TASK DETAILS: Below are records. Count every line containing the word "page" and give the number alone.

======== EXTRACTED ENTRIES

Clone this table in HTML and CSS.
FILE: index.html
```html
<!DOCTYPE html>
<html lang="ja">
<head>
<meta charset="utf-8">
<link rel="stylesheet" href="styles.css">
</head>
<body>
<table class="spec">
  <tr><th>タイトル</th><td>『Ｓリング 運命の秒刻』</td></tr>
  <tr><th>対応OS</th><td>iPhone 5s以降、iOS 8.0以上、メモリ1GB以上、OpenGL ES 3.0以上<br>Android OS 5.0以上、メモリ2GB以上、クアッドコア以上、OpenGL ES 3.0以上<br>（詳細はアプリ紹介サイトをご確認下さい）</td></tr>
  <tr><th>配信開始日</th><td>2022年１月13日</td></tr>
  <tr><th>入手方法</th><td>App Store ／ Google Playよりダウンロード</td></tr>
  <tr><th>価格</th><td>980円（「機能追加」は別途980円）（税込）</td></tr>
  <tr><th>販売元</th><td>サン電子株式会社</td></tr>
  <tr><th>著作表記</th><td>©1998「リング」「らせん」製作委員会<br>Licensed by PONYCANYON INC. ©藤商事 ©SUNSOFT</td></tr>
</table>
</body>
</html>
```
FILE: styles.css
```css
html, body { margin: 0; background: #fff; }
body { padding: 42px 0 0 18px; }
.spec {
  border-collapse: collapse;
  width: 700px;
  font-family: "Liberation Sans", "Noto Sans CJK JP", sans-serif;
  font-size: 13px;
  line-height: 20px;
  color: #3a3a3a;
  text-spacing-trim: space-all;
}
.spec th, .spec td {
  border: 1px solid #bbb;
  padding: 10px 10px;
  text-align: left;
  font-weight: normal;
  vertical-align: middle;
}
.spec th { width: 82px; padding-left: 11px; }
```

================
======== EXTRACTED ENTRIES

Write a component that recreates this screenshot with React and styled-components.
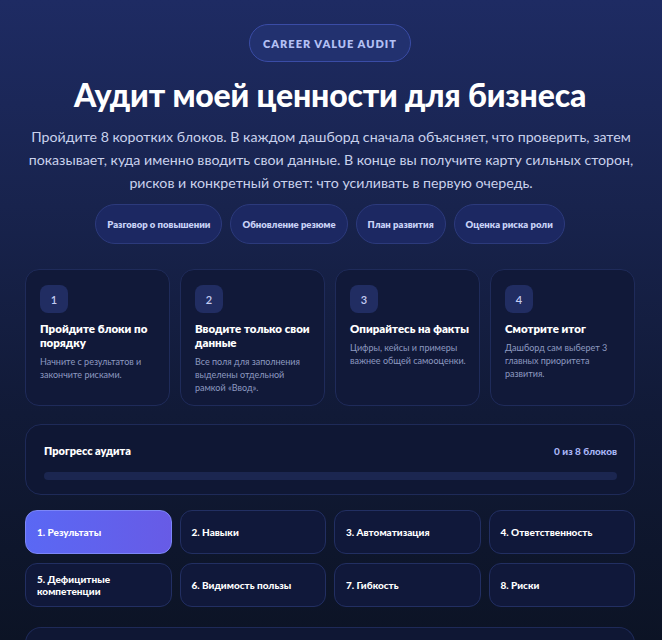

================
======== EXTRACTED ENTRIES

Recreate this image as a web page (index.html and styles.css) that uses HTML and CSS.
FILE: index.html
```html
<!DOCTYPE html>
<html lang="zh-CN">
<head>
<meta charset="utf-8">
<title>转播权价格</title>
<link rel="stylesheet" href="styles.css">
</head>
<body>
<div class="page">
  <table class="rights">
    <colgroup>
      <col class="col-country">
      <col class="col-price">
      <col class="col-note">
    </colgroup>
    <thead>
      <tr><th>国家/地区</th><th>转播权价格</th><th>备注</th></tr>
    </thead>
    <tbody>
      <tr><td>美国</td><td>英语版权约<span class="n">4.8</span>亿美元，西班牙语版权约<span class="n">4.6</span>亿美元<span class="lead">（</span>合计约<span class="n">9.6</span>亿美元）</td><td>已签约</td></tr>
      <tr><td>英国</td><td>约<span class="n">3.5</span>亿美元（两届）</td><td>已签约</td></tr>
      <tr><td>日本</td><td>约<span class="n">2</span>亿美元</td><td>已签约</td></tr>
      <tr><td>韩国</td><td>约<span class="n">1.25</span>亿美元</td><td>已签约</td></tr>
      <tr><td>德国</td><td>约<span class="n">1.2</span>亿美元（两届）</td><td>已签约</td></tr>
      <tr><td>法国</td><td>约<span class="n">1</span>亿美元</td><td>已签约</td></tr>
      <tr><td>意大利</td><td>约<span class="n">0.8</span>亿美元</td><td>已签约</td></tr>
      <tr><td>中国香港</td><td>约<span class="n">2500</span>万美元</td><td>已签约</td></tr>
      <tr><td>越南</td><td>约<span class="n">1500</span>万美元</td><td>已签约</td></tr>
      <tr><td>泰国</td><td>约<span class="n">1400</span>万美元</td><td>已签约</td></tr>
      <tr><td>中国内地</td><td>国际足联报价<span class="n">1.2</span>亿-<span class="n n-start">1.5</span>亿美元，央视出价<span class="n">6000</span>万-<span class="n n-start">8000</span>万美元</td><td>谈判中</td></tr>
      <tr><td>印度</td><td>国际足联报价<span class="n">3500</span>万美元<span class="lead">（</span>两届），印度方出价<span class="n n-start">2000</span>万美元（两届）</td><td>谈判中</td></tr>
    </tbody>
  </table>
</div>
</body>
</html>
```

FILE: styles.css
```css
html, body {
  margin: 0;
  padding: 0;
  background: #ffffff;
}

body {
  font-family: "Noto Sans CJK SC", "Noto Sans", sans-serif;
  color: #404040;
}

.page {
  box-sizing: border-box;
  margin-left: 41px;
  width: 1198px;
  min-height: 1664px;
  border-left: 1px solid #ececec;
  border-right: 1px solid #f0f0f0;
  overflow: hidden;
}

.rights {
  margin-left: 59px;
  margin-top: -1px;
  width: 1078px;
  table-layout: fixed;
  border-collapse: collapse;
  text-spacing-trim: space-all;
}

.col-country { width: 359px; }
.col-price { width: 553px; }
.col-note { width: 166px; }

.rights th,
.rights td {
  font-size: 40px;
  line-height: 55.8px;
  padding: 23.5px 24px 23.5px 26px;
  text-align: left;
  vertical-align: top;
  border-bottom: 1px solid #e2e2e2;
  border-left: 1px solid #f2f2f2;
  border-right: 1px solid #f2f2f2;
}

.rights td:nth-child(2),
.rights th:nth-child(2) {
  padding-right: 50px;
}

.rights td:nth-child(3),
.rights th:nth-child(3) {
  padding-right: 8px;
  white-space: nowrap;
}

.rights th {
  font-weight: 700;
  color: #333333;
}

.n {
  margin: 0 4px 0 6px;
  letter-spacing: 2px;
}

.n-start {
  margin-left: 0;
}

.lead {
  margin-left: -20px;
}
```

================

RESPONSE TO THE EXERCISE: 3